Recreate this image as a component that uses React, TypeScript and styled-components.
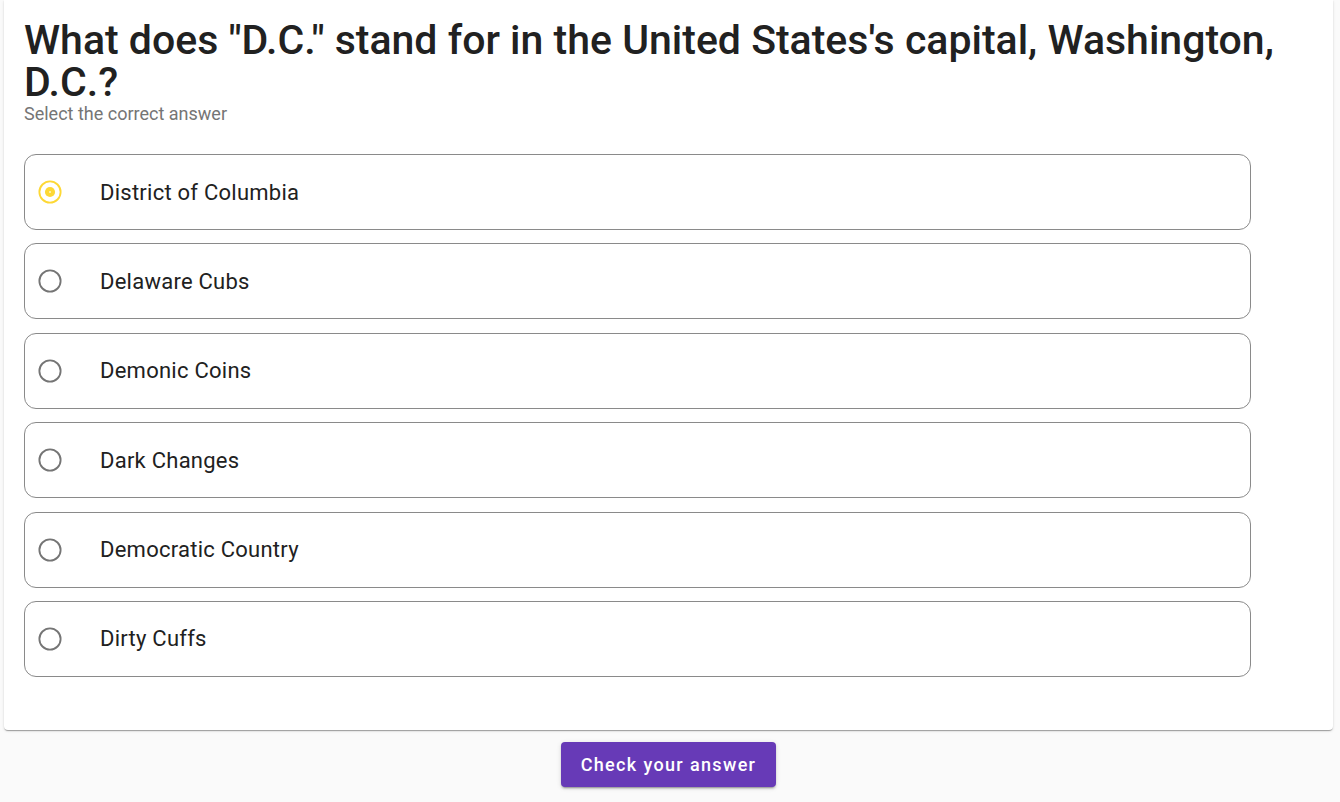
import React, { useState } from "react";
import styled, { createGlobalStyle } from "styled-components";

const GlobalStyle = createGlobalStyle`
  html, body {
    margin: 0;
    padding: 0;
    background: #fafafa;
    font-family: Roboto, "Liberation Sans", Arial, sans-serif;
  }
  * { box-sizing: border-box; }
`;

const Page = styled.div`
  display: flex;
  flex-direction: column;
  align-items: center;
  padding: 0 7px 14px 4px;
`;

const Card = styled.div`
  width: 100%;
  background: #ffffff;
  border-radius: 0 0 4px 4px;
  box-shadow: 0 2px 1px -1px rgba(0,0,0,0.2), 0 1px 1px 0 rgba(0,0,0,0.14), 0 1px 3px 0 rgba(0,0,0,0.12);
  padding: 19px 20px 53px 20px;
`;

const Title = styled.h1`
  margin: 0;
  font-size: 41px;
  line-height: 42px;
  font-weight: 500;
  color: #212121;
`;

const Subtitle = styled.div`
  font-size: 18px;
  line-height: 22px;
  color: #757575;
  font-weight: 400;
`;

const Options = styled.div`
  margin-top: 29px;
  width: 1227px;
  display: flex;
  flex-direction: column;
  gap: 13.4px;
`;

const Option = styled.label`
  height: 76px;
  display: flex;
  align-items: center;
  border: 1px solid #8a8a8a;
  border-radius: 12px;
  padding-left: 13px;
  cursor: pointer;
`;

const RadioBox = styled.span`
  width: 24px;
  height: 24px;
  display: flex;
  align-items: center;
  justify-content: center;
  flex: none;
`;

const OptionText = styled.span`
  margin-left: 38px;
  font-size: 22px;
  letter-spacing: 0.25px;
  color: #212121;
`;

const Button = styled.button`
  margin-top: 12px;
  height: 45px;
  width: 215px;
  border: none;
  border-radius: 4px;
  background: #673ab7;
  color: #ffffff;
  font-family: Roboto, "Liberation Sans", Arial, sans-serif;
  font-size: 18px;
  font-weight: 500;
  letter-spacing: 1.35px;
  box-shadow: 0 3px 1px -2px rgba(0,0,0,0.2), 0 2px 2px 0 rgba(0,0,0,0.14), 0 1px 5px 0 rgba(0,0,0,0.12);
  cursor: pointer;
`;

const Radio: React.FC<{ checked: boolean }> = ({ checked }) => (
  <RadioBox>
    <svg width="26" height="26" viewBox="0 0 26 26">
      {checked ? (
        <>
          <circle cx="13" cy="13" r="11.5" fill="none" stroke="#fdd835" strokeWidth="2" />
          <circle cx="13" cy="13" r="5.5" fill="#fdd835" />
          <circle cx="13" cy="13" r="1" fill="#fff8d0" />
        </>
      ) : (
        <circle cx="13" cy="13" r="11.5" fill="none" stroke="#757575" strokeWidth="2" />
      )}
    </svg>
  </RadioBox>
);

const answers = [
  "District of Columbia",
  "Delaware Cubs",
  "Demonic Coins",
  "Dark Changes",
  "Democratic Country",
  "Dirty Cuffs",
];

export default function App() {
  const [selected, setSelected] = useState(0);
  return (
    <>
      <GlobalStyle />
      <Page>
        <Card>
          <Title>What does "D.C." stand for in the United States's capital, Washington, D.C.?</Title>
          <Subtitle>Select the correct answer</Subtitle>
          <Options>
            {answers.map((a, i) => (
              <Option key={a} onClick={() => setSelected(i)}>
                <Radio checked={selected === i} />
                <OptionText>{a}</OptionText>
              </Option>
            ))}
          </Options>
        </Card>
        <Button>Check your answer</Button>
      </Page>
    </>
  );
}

◆ **What is being asked**: Transcribe the full listing above exactly, with the images removed.

◆ **Final result**:
Recreate this image as a component that uses React, TypeScript and styled-components.
import React, { useState } from "react";
import styled, { createGlobalStyle } from "styled-components";

const GlobalStyle = createGlobalStyle`
  html, body {
    margin: 0;
    padding: 0;
    background: #fafafa;
    font-family: Roboto, "Liberation Sans", Arial, sans-serif;
  }
  * { box-sizing: border-box; }
`;

const Page = styled.div`
  display: flex;
  flex-direction: column;
  align-items: center;
  padding: 0 7px 14px 4px;
`;

const Card = styled.div`
  width: 100%;
  background: #ffffff;
  border-radius: 0 0 4px 4px;
  box-shadow: 0 2px 1px -1px rgba(0,0,0,0.2), 0 1px 1px 0 rgba(0,0,0,0.14), 0 1px 3px 0 rgba(0,0,0,0.12);
  padding: 19px 20px 53px 20px;
`;

const Title = styled.h1`
  margin: 0;
  font-size: 41px;
  line-height: 42px;
  font-weight: 500;
  color: #212121;
`;

const Subtitle = styled.div`
  font-size: 18px;
  line-height: 22px;
  color: #757575;
  font-weight: 400;
`;

const Options = styled.div`
  margin-top: 29px;
  width: 1227px;
  display: flex;
  flex-direction: column;
  gap: 13.4px;
`;

const Option = styled.label`
  height: 76px;
  display: flex;
  align-items: center;
  border: 1px solid #8a8a8a;
  border-radius: 12px;
  padding-left: 13px;
  cursor: pointer;
`;

const RadioBox = styled.span`
  width: 24px;
  height: 24px;
  display: flex;
  align-items: center;
  justify-content: center;
  flex: none;
`;

const OptionText = styled.span`
  margin-left: 38px;
  font-size: 22px;
  letter-spacing: 0.25px;
  color: #212121;
`;

const Button = styled.button`
  margin-top: 12px;
  height: 45px;
  width: 215px;
  border: none;
  border-radius: 4px;
  background: #673ab7;
  color: #ffffff;
  font-family: Roboto, "Liberation Sans", Arial, sans-serif;
  font-size: 18px;
  font-weight: 500;
  letter-spacing: 1.35px;
  box-shadow: 0 3px 1px -2px rgba(0,0,0,0.2), 0 2px 2px 0 rgba(0,0,0,0.14), 0 1px 5px 0 rgba(0,0,0,0.12);
  cursor: pointer;
`;

const Radio: React.FC<{ checked: boolean }> = ({ checked }) => (
  <RadioBox>
    <svg width="26" height="26" viewBox="0 0 26 26">
      {checked ? (
        <>
          <circle cx="13" cy="13" r="11.5" fill="none" stroke="#fdd835" strokeWidth="2" />
          <circle cx="13" cy="13" r="5.5" fill="#fdd835" />
          <circle cx="13" cy="13" r="1" fill="#fff8d0" />
        </>
      ) : (
        <circle cx="13" cy="13" r="11.5" fill="none" stroke="#757575" strokeWidth="2" />
      )}
    </svg>
  </RadioBox>
);

const answers = [
  "District of Columbia",
  "Delaware Cubs",
  "Demonic Coins",
  "Dark Changes",
  "Democratic Country",
  "Dirty Cuffs",
];

export default function App() {
  const [selected, setSelected] = useState(0);
  return (
    <>
      <GlobalStyle />
      <Page>
        <Card>
          <Title>What does "D.C." stand for in the United States's capital, Washington, D.C.?</Title>
          <Subtitle>Select the correct answer</Subtitle>
          <Options>
            {answers.map((a, i) => (
              <Option key={a} onClick={() => setSelected(i)}>
                <Radio checked={selected === i} />
                <OptionText>{a}</OptionText>
              </Option>
            ))}
          </Options>
        </Card>
        <Button>Check your answer</Button>
      </Page>
    </>
  );
}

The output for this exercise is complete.